Do you know the legend of the Cherokee Indian youths’ rite of Passage?

His father takes him into the forest, blindfolds him and leaves him alone. He is required to sit on a stump the whole night and not remove the blindfold until the rays of the morning sun shine through it. He cannot cry out for help to anyone.

Once he survives the night, he is a MAN.

He cannot tell the other boys of this experience, because each lad must come into manhood on his own. The boy is naturally terrified. He can hear all kinds of noises. Wild beasts must surely be all around him . Maybe even some human might do him harm.

The wind blew the grass and earth, and shook his stump, but he sat stoically, never removing the blindfold. It would be the only way he could become a man! Finally, after a horrific night the sun appeared and he removed his blindfold.
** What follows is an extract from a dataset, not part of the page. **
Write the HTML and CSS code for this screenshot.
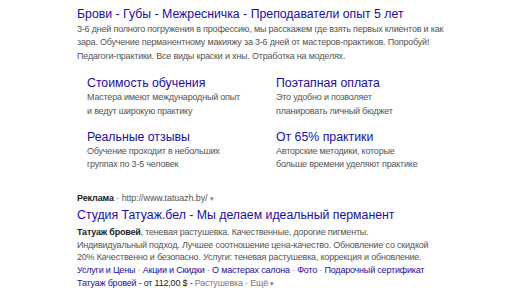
FILE: index.html
```html
<!DOCTYPE html>
<html lang="ru">

<head>
    <meta charset="UTF-8">
    <meta name="viewport" content="width=device-width, initial-scale=1.0">
    <title>Реклама</title>
    <link rel="stylesheet" href="styles.css">
</head>

<body>

    <div class="ad">
        <a class="ad-title" href="#">Брови - Губы - Межресничка - Преподаватели опыт 5 лет</a>
        <p class="ad-desc">3-6 дней полного погружения в профессию, мы расскажем где взять первых клиентов и как зара. Обучение перманентному макияжу за 3-6 дней от мастеров-практиков. Попробуй! Педагоги-практики. Все виды краски и хны. Отработка на моделях.</p>

        <!-- Быстрые ссылки: у каждой две строки описания -->
        <div class="sitelinks">
            <div class="sitelink">
                <a class="sitelink-title" href="#">Стоимость обучения</a>
                <span class="sitelink-line">Мастера имеют международный опыт</span>
                <span class="sitelink-line">и ведут широкую практику</span>
            </div>
            <div class="sitelink">
                <a class="sitelink-title" href="#">Поэтапная оплата</a>
                <span class="sitelink-line">Это удобно и позволяет</span>
                <span class="sitelink-line">планировать личный бюджет</span>
            </div>
            <div class="sitelink">
                <a class="sitelink-title" href="#">Реальные отзывы</a>
                <span class="sitelink-line">Обучение проходит в небольших</span>
                <span class="sitelink-line">группах по 3-5 человек</span>
            </div>
            <div class="sitelink">
                <a class="sitelink-title" href="#">От 65% практики</a>
                <span class="sitelink-line">Авторские методики, которые</span>
                <span class="sitelink-line">больше времени уделяют практике</span>
            </div>
        </div>
    </div>

    <div class="ad ad-second">
        <div class="ad-url"><b>Реклама</b> · http://www.tatuazh.by/ <span class="caret">▾</span></div>
        <a class="ad-title" href="#">Студия Татуаж.бел - Мы делаем идеальный перманент</a>
        <p class="ad-desc">
            <span class="desc-line"><b class="dark">Татуаж бровей</b>, теневая растушевка. Качественные, дорогие пигменты.</span>
            <span class="desc-line">Индивидуальный подход. Лучшее соотношение цена-качество. Обновление со скидкой</span>
            <span class="desc-line">20% Качественно и безопасно. Услуги: теневая растушевка, коррекция и обновление.</span>
        </p>
        <div class="ad-links">
            <a href="#">Услуги и Цены</a> · <a href="#">Акции и Скидки</a> · <a href="#">О мастерах салона</a> · <a href="#">Фото</a> · <a href="#">Подарочный сертификат</a>
        </div>
        <div class="ad-price">
            <a href="#">Татуаж бровей</a> <span class="dark">- от 112,00 $ -</span> Растушевка · Ещё <span class="caret">▾</span>
        </div>
    </div>

</body>

</html>
```

FILE: styles.css
```css
body {
    font-family: 'Liberation Sans', Arial, sans-serif;
    background-color: #fff;
    margin: 0;
    padding: 0;
    color: #545454;
}

a {
    color: #1a0dab;
    text-decoration: none;
}

p {
    margin: 0;
}

.ad {
    width: 372px;
    padding: 5px 0 0 77px;
}

.ad-title {
    display: block;
    font-size: 12.3px;
    line-height: 18px;
}

.ad-desc {
    font-size: 9px;
    letter-spacing: -0.2px;
    line-height: 13.4px;
}

.desc-line {
    display: block;
    white-space: nowrap;
}

.dark {
    color: #222;
}

.sitelinks {
    display: grid;
    grid-template-columns: 189px 180px;
    row-gap: 11px;
    padding: 12px 0 0 10px;
}

.sitelink-title {
    display: block;
    font-size: 12.3px;
    line-height: 16px;
}

.sitelink-line {
    display: block;
    white-space: nowrap;
    font-size: 9px;
    letter-spacing: -0.2px;
    line-height: 13.4px;
}

.ad-second {
    padding-top: 20px;
}

.ad-url {
    font-size: 9px;
    letter-spacing: -0.1px;
    line-height: 13px;
    color: #545454;
}

.ad-url b {
    color: #222;
}

.caret {
    font-size: 7px;
    color: #777;
}

.ad-second .ad-title {
    line-height: 21px;
}

.ad-second .ad-desc {
    line-height: 12.8px;
}

.ad-links,
.ad-price {
    font-size: 9px;
    letter-spacing: -0.2px;
    line-height: 12.8px;
    color: #777;
}
```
It was then that he discovered his father sitting on the stump next to him. He had been at watch the entire night, protecting his son from harm.

We, too, are never alone. Even when we don’t know it, God is watching over us, sitting on the stump beside us. When trouble comes, all we have to do is reach out to Him.


  1. Michael Bauman says

    And we who are so much more civilized abandon our children to the voracious predators for or own passing whims or even kill them ourselves.

    In the tradition of the Church, the entrance into adulthood is the time of first confession. The child faces, really for the first time, all of the horrors of sin and takes responsibility for his/her own while reaching out to our Lord, God and Savior at the same time.